I would expect that there should be an app lock to block that from happening, though. This will require some digging...

Comment 3 Johnny Liu 2014-04-04 02:17:05 UTC

(In reply to Luke Meyer from comment #2)
> If I had to guess, it might be that the update to the app's MIN value isn't
> committed until after the scale-up, and in the meantime haproxy sees no
> traffic and start un-scaling itself?
+1

Comment 4 Luke Meyer 2014-04-04 15:53:42 UTC

Still happening as described, and not on an online devenv. Hard to think of why they would be different...

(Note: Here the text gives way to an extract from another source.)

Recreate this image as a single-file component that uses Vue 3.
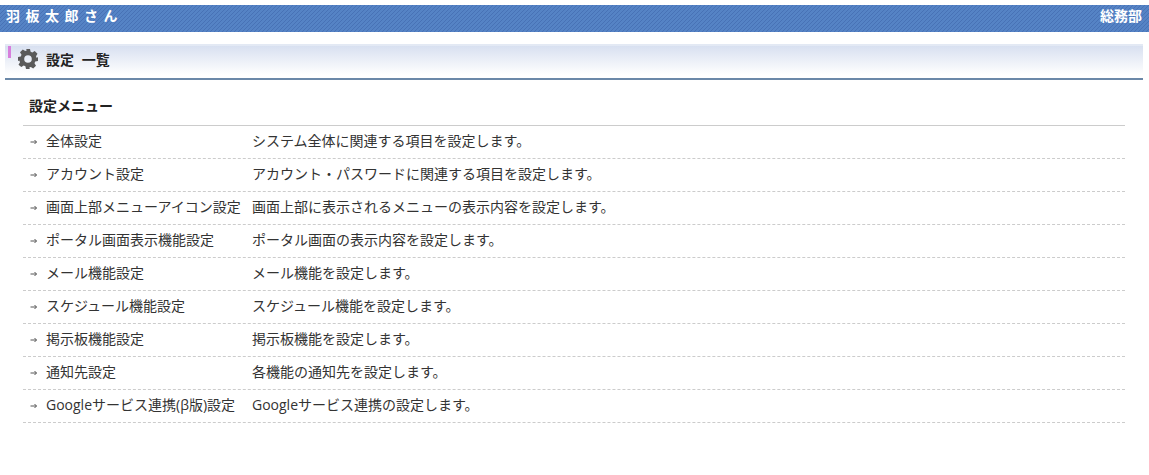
<script setup>
const rows = [
  ['全体設定', 'システム全体に関連する項目を設定します。'],
  ['アカウント設定', 'アカウント・パスワードに関連する項目を設定します。'],
  ['画面上部メニューアイコン設定', '画面上部に表示されるメニューの表示内容を設定します。'],
  ['ポータル画面表示機能設定', 'ポータル画面の表示内容を設定します。'],
  ['メール機能設定', 'メール機能を設定します。'],
  ['スケジュール機能設定', 'スケジュール機能を設定します。'],
  ['掲示板機能設定', '掲示板機能を設定します。'],
  ['通知先設定', '各機能の通知先を設定します。'],
  ['Googleサービス連携(β版)設定', 'Googleサービス連携の設定します。'],
]
</script>

<template>
  <div class="page">
    <div class="userbar">
      <span class="name">羽板太郎さん</span>
      <span class="dept">総務部</span>
    </div>
    <div class="heading">
      <i class="tick"></i>
      <svg class="gear" viewBox="0 0 20 20" width="20" height="20">
        <path fill="#5a5a5a" fill-rule="evenodd" d="M8 0h4l.6 2.800 1.700.7 2.400-1.500 2.800 2.800-1.500 2.400.7 1.700L20 8v4l-2.800.6-.7 1.700 1.500 2.400-2.800 2.800-2.400-1.500-1.700.7L12 20H8l-.6-2.800-1.700-.7-2.400 1.500L.5 15.700 2 13.300l-.7-1.700L0 12V8l2.800-.6.700-1.700L2 3.300 4.800.5l2.400 1.500 1.700-.7zM10 6.200a3.800 3.800 0 1 0 0 7.600 3.800 3.800 0 0 0 0-7.600z"/>
      </svg>
      <span class="title">設定 一覧</span>
    </div>
    <div class="content">
      <div class="section">設定メニュー</div>
      <div class="list">
        <div v-for="r in rows" :key="r[0]" class="row">
          <span class="arrow">
            <svg viewBox="0 0 8 8" width="8" height="8"><path d="M.5 4h6M4.500 2l2 2-2 2" fill="none" stroke="#555" stroke-width="1"/></svg>
          </span>
          <span class="label">{{ r[0] }}</span>
          <span class="desc">{{ r[1] }}</span>
        </div>
      </div>
    </div>
  </div>
</template>

<style scoped>
.page {
  width: 1149px;
  height: 475px;
  overflow: hidden;
  background: #fff;
  padding-top: 5px;
  box-sizing: border-box;
  font-family: "Open Sans", "Noto Sans CJK JP", sans-serif;
  font-size: 14px;
  color: #333;
}
.userbar {
  height: 27px;
  display: flex;
  align-items: center;
  justify-content: space-between;
  padding: 0 7px 0 6px;
  color: #fff;
  font-weight: 700;
  background-color: #4e7bbf;
  background-image: repeating-linear-gradient(135deg, #4872b6 0, #4872b6 1.41px, #5583c5 1.41px, #5583c5 2.83px);
  background-size: 4px 4px;
}
.name { font-size: 14px; letter-spacing: 5.500px; line-height: 24px; padding-bottom: 5px; }
.dept { font-size: 14px; line-height: 24px; padding-bottom: 5px; }
.heading {
  position: relative;
  margin: 12px 6px 0 5px;
  height: 36px;
  box-sizing: border-box;
  border-top: 2px solid #e3e9f4;
  border-bottom: 2px solid #6b88a8;
  background: linear-gradient(#d8e0f0, #fff 90%);
  display: flex;
  align-items: center;
  padding-left: 13px;
  padding-bottom: 6px;
}
.tick {
  position: absolute;
  left: 3px;
  top: 0;
  width: 3px;
  height: 12px;
  background: #d77fdc;
}
.gear { margin-right: 8px; }
.title { font-size: 14px; font-weight: 700; color: #222; word-spacing: 4px; }
.content { margin: 0 24px 0 23px; }
.section {
  height: 46px;
  padding: 17px 0 0 6px;
  box-sizing: border-box;
  font-size: 14px;
  line-height: 18px;
  font-weight: 700;
  color: #222;
  border-bottom: 1px solid #ccc;
}
.row {
  height: 33px;
  box-sizing: border-box;
  display: flex;
  align-items: center;
  padding-bottom: 5px;
  border-bottom: 1px dashed #ccc;
}
.arrow { width: 23px; padding-left: 7px; padding-top: 4px; box-sizing: border-box; display: flex; }
.label { width: 206px; flex: none; white-space: nowrap; }
.desc { white-space: nowrap; }
</style>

On the 2.1 devenv I'm seeing this in the gear haproxy log and don't seem to online:
[WARNING] 093/111220 (8135) : Server express/gear-533eca73037f758e96000029-demo is DOWN, reason: Layer4 connection problem, info: "Connection refused", check duration: 0ms. 14 active and 0 backup servers left. 0 sessions active, 0 requeued, 0 remaining in queue.
[WARNING] 093/111220 (8135) : Server express/gear-533eca73037f758e9600002a-demo is DOWN, reason: Layer4 connection problem, info: "Connection refused", check duration: 0ms. 13 active and 0 backup servers left. 0 sessions active, 0 requeued, 0 remaining in queue.
[... etc]

May be some config is keeping the scaled gears from being reachable?

One thing to note also is that the de-scaling only seems to happen after the http request by rhc times out (error 502).

Also interesting that this is the state in the 2.1 gear:
> less app-root/data/scale_limits.txt
scale_min=1
scale_max=-1
(online has scale_min=15, correctly)

openshift-watchman service wasn't started, but with it on, no difference observed.

Maybe because online is docker-ized? Long shot...

Can't immediately find anything to indicate what is going wrong.

Comment 11 Johnny Liu 2016-04-18 11:16:19 UTC

Retest this bug with 2.2/2016-03-29.1 puddle, and no such issue any more. So close this bug.